Rescuers spotted the child and shouted to her to move her hand if she could hear them, and she did. A search dog subsequently entered the wreckage and confirmed she was alive.
NBC reports that anxious parents were receiving WhatsApp messages from some of the students trapped under the rubble. But those reports could not be confirmed.
Eleven people were rescued alive from the school but 30 others are still missing.
It comes as the head of Mexico's national civil defence agency says 225 people are now known to be dead due to the earthquake.
The head of Mexico's national civil defense agency, Luis Felipe Puente, posted a tweet saying 94 are known dead in Mexico City, 71 in Morelos state, 43 in Puebla, 12 in the State of Mexico, four in Guerrero and one in Oaxaca.
He'd earlier listed 217 fatalities from the quake that hit southeast of Mexico City on Tuesday.
The disaster came as Mexico still reels from a powerful tremor that killed nearly 100 people in the south of the country less than two weeks ago.
Among the twisted concrete and steel ruin of the Enrique Rebsamen school, soldiers and firefighters found at least 22 dead children and four adults, while another 30 children and 12 adults were missing, President Enrique Pena Nieto said.
There were chaotic scenes at the school as bulldozers moved rubble under the buzz and glare of floodlights powered by generators, with parents clinging to hope their children had survived.

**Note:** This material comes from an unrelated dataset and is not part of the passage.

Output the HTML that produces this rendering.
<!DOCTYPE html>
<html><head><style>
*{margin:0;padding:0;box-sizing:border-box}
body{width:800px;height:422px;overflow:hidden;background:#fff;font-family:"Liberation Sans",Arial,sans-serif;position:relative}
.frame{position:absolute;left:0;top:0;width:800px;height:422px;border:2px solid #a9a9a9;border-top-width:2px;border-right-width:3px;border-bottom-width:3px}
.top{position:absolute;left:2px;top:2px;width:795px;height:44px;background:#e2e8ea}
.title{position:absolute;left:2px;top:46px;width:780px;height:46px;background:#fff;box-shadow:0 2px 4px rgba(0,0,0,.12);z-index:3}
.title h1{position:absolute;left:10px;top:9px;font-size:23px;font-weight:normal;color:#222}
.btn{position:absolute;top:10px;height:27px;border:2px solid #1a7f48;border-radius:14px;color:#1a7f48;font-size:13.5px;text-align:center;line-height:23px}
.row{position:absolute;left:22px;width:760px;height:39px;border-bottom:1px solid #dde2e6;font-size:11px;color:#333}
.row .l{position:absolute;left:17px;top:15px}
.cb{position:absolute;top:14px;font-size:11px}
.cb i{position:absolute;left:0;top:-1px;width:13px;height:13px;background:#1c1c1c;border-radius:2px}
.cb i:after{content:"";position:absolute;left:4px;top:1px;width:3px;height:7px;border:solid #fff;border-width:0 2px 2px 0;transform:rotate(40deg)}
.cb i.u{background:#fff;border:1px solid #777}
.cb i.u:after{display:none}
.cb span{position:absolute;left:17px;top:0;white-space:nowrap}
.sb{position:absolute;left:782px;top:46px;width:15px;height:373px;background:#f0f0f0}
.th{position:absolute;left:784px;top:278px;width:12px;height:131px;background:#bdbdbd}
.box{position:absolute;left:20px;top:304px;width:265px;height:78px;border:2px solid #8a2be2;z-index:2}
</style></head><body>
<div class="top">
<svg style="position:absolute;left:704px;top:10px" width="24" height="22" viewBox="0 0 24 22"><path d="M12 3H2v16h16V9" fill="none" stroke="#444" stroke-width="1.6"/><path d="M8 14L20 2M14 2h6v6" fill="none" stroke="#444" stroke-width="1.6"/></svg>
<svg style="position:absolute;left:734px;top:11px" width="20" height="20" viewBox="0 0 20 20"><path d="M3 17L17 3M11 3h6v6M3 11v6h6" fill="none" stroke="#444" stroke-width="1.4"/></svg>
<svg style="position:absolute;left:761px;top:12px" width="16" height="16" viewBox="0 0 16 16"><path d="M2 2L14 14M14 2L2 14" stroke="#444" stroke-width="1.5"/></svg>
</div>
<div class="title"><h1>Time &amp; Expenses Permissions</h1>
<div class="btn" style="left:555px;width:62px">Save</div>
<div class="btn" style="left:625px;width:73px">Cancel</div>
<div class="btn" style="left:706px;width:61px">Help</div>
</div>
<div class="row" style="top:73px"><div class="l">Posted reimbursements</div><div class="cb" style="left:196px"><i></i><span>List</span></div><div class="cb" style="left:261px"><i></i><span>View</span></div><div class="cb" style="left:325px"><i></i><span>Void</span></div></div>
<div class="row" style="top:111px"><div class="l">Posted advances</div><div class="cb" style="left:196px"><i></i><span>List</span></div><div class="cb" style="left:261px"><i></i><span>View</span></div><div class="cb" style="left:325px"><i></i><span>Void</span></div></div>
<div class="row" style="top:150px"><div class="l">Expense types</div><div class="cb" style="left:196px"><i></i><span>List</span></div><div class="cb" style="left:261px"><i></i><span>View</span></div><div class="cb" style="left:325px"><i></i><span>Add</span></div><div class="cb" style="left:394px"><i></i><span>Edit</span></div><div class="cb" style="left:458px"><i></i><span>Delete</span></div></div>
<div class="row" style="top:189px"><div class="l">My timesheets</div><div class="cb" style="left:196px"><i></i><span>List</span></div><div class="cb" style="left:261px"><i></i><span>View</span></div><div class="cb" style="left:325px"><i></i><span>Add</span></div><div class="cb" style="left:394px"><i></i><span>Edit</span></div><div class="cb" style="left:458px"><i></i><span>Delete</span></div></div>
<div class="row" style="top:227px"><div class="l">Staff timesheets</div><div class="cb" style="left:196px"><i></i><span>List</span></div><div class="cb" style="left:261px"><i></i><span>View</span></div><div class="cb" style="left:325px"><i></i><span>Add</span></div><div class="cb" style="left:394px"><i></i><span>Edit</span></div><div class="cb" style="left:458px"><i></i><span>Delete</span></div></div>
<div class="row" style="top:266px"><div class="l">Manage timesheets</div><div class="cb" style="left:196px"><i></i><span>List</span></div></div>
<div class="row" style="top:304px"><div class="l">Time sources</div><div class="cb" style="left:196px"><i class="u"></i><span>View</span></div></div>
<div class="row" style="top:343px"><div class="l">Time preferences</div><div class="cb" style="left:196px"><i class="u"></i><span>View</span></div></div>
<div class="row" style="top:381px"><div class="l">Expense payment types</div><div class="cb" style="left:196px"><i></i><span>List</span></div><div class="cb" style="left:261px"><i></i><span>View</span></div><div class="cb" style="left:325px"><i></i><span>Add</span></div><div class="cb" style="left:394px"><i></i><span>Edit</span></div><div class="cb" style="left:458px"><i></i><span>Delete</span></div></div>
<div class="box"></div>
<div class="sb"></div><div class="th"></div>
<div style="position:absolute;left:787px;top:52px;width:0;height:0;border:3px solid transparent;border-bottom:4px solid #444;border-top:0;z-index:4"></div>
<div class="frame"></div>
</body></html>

"They keep pulling kids out, but we know nothing of my daughter," said 32-year-old Adriana D'Fargo, her eyes red after hours waiting for news of her 7-year-old.

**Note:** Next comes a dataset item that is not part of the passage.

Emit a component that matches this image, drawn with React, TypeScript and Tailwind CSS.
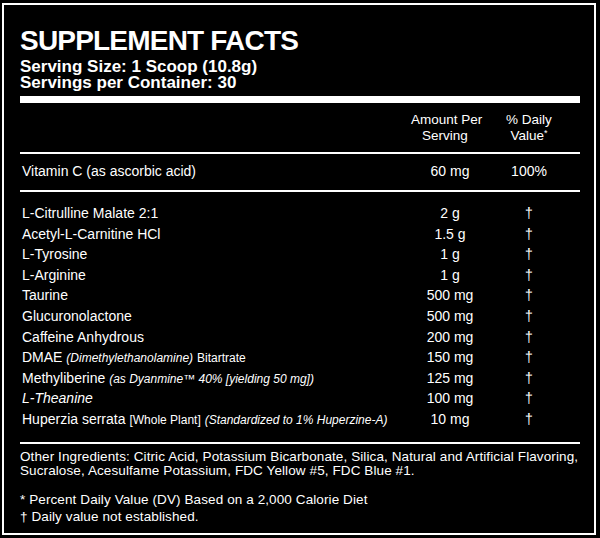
const rows: { name: React.ReactNode; amount: string }[] = [
  { name: "L-Citrulline Malate 2:1", amount: "2 g" },
  { name: "Acetyl-L-Carnitine HCl", amount: "1.5 g" },
  { name: "L-Tyrosine", amount: "1 g" },
  { name: "L-Arginine", amount: "1 g" },
  { name: "Taurine", amount: "500 mg" },
  { name: "Glucuronolactone", amount: "500 mg" },
  { name: "Caffeine Anhydrous", amount: "200 mg" },
  {
    name: (
      <>
        DMAE <span className="text-[12px] leading-none italic">(Dimethylethanolamine)</span>{" "}
        <span className="text-[12px] leading-none">Bitartrate</span>
      </>
    ),
    amount: "150 mg",
  },
  {
    name: (
      <>
        Methyliberine{" "}
        <span className="text-[12px] leading-none italic">(as Dyanmine™ 40% [yielding 50 mg])</span>
      </>
    ),
    amount: "125 mg",
  },
  { name: <span className="italic">L-Theanine</span>, amount: "100 mg" },
  {
    name: (
      <>
        Huperzia serrata <span className="text-[12px] leading-none">[Whole Plant]</span>{" "}
        <span className="text-[12px] leading-none italic">(Standardized to 1% Huperzine-A)</span>
      </>
    ),
    amount: "10 mg",
  },
];

export default function App() {
  return (
    <div className="w-[600px] h-[538px] bg-black pt-[3px] pl-[2px] pr-[4px] pb-[3px] text-white font-['Liberation_Sans',Arial,sans-serif]">
      <div className="h-full border-2 border-white pl-[16px] pr-[14px] pt-[22px]">
        <h1 className="text-[28px] leading-[28px] font-bold tracking-[-0.8px]">SUPPLEMENT FACTS</h1>
        <div className="mt-[4px] text-[17px] leading-[16px] font-bold">
          <p>Serving Size: 1 Scoop (10.8g)</p>
          <p>Servings per Container: 30</p>
        </div>
        <div className="mt-[5px] h-[7px] bg-white" />

        <div className="mt-[9px] grid grid-cols-[1fr_78px_80px] pr-[11px] text-[13.5px] leading-[16px] text-center whitespace-nowrap">
          <div />
          <div className="pr-[10px]">
            Amount Per
            <br />
            Serving
          </div>
          <div>
            % Daily
            <br />
            Value<span className="relative -top-[4px] text-[9px]">*</span>
          </div>
        </div>
        <div className="mt-[7px] h-[2px] bg-white" />

        <div className="pt-[7px] pb-[9px] grid grid-cols-[1fr_78px_80px] pr-[11px] text-[14px] leading-[20px]">
          <div className="pl-[2px]">Vitamin C (as ascorbic acid)</div>
          <div className="text-center">60 mg</div>
          <div className="text-center">100%</div>
        </div>
        <div className="h-[2px] bg-white" />

        <div className="pt-[11px] text-[14px] leading-[20.6px]">
          {rows.map((r, i) => (
            <div key={i} className="h-[20.6px] grid grid-cols-[1fr_78px_80px] pr-[11px]">
              <div className="pl-[2px] whitespace-nowrap">{r.name}</div>
              <div className="text-center">{r.amount}</div>
              <div className="text-center">†</div>
            </div>
          ))}
        </div>
        <div className="mt-[12px] h-[2px] bg-white" />

        <div className="mt-[6px] text-[13.5px] leading-[14px] tracking-[0.1px]">
          <p>
            Other Ingredients: Citric Acid, Potassium Bicarbonate, Silica, Natural and Artificial Flavoring,
            Sucralose, Acesulfame Potassium, FDC Yellow #5, FDC Blue #1.
          </p>
          <p className="mt-[13px] leading-[17px]">* Percent Daily Value (DV) Based on a 2,000 Calorie Diet</p>
          <p className="leading-[17px]">† Daily value not established.</p>
        </div>
      </div>
    </div>
  );
}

Three survivors were found at around midnight as volunteer rescue teams formed after the 1985 quake and known as "moles" crawled deep under the rubble.
TV network Televisa reported that 15 more bodies, mostly children, had been recovered, while 11 children were rescued. The school is for children aged 3 to 14.
The earthquake toppled dozens of buildings, broke gas mains and sparked fires across the city and other towns in central Mexico. Falling rubble and billboards crushed cars.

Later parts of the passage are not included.